The new agreement will include provisions concerning cross-border energy, finance and security issues, as well as tariff measures to increase competitiveness. Education and technology will also be addressed, Fox said.
Fox said that the initiative would not require a renegotiation of NAFTA. Rather, he said, it would represent an addendum or “new chapter” to the continental trade agreement, the framework for $800 billion in annual trade among the three member countries. It was unclear Wednesday whether the initiative would need approval by the nations’ legislatures, as did NAFTA.
Fox said Mexico’s participation in NAFTA had brought it a doubling of per capita income over 11 years, as well as a doubling in gross domestic product. The United States and Mexico also have begun the so-called Partnership for Prosperity, a program meant to promote infrastructure and business initiatives on the Mexican side of the border.
Fox criticized the walls that have been built by the U.S. along various sections of the 2,200-mile border with Mexico, especially in California.
“They don’t work.

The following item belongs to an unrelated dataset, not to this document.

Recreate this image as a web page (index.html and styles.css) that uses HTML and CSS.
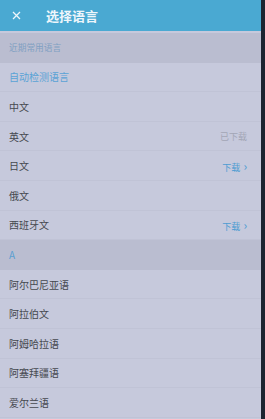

They should be knocked down.... They are discriminatory, are an affront to liberty and no country should be proud of itself having to build walls,” Fox said.
President Bush is expected to request tighter security measures to guard against possible border crossings by militants. Administration officials have said publicly that they are concerned that Al Qaeda or other terrorist groups could infiltrate the U.S. border with Mexico. Fox said Mexico was eager to cooperate but no such threat had made itself apparent.
“I must underline that we know of no evidence and no indication that terrorists of Al Qaeda or from any other part of the world have entered Mexican territory on the way to the United States,” Fox said.
Fox said he planned to lay out his case to Bush for an immigration reform bill to legalize the status of hundreds of thousands of undocumented Mexicans in the United States. The fate of such a bill is uncertain. Prospects appear poor for any bill that would give amnesty to illegal immigrants already in the United States; a proposal that would establish a system of temporary work permits for those who can prove they have solid job prospects is thought to have a better chance.